Sydney’s third city thrives as population booms

One of Sydney’s fastest growing multicultural hubs is expanding rapidly, but unlike most urban metropolises the residents aren’t feeling the squeeze.

Home to more than 210,000 people, Liverpool City Council, a burgeoning multicultural hub in Sydney’s west, is  dubbed Sydney’s third city for its booming population – which is set to increase to 331,000 by 2036.

With the Western Sydney Airport and the Aerotropolis, both in the centre of Liverpool, due for completion in the next seven years, the region has been identified as a key area of strategic growth by the Greater Sydney Commission (GSC) in its 40-year-vision for Sydney.

Named one of three regions in the GSC’s vision of a metropolis of three cities, Liverpool is set to grow rapidly over the next few years under plans for it to become a ’30 minute city,’ where residents live within half an hour of their jobs and public services.

Despite mounting pressure on the region, council has managed to thrive under a population boom, smashing housing targets without substantially increasing the density of its suburbs.

According to council’s CEO Kiersten Fishburn, council’s GSC housing targets of 8,250 dwellings by 2021 are on track to be exceeded, with 8340 set to be completed over that time.

With an abundance of green-field sites and an under-developed CBD, the region is one of the last bastions of untouched land in Sydney, enabling council to exceed housing targets without placing undue pressure on local infrastructure, according to Ms Fishburn.

“This means it is possible to meet the GSC housing targets without increasing the density of Liverpool’s suburbs,” she told Government News.

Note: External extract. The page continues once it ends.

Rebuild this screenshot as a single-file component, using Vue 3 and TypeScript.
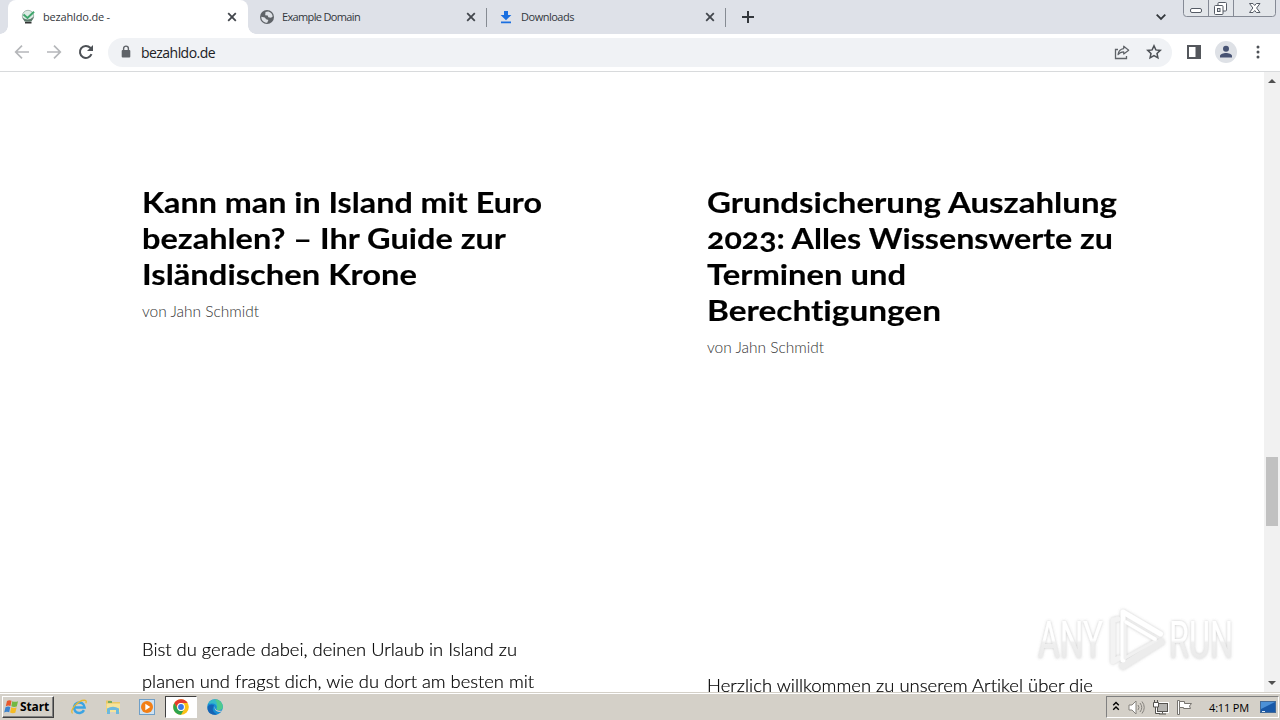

Keeping a booming city green

Authorities have also been able to keep the delivery of public infrastructure and services at pace with population growth by rezoning the CBD.

Council has been balancing the need for increased infrastructure with the desire to maintain green urban spaces, trying to see population growth as an opportunity for sustainable development.

Last year council rezoned 25 hectares in the city centre to allow its 18-hour-economy to flourish under the demands of its growing population.

The rezoning is set to double the population of the CBD to nearly 30,000 people, and is aimed at attracting developers to regenerate the CBD with a range of cafes, shops, offices and apartments.

An artist’s impression of a high-rise in the rezoned area of Liverpool CBD

Council is also undertaking a review of its Local Environment Plan, as well as a draft innovation strategy, in a bid to hear from the community on their vision for the future of their suburbs.

“Liverpool is on the tail of a comet. We have the rare opportunity to capitalise on the development occurring in all sectors, making the most of these opportunities for our community,” Mayor Wendy Waller said in November last year.

Over the next decade, Liverpool City Council’s capital expenditure will be around $1 billion – money which council intends to spend on water retention basins for new release land areas and roads.

But authorities also plan to spend the money to upgrade community hubs, playgrounds, exercise equipment and more.

“Council is working closely with service authorities to plan roads, public transport, water, sewer and electricity installation in our growth areas and upgrades in our CBD to handle the increasing number of residents and businesses,” Ms Fishburn said.

With the goal of becoming Sydney’s third CBD in a matters of years, council is also working on plans for a rapid transit corridor between Liverpool CBD and Western Sydney Airport.

But Ms Fishburn says council is calling for support from all other levels of government to make the bid a reality.

“In Liverpool we are ready to do our bit but we need Federal and State governments to back us – and our growing community – with the quality infrastructure we will require and deserve,” she said.

“We need the State and Federal governments to keep up with the growing needs of South West Sydney with road and rail infrastructure, along with the utilities our rapidly growing community needs.”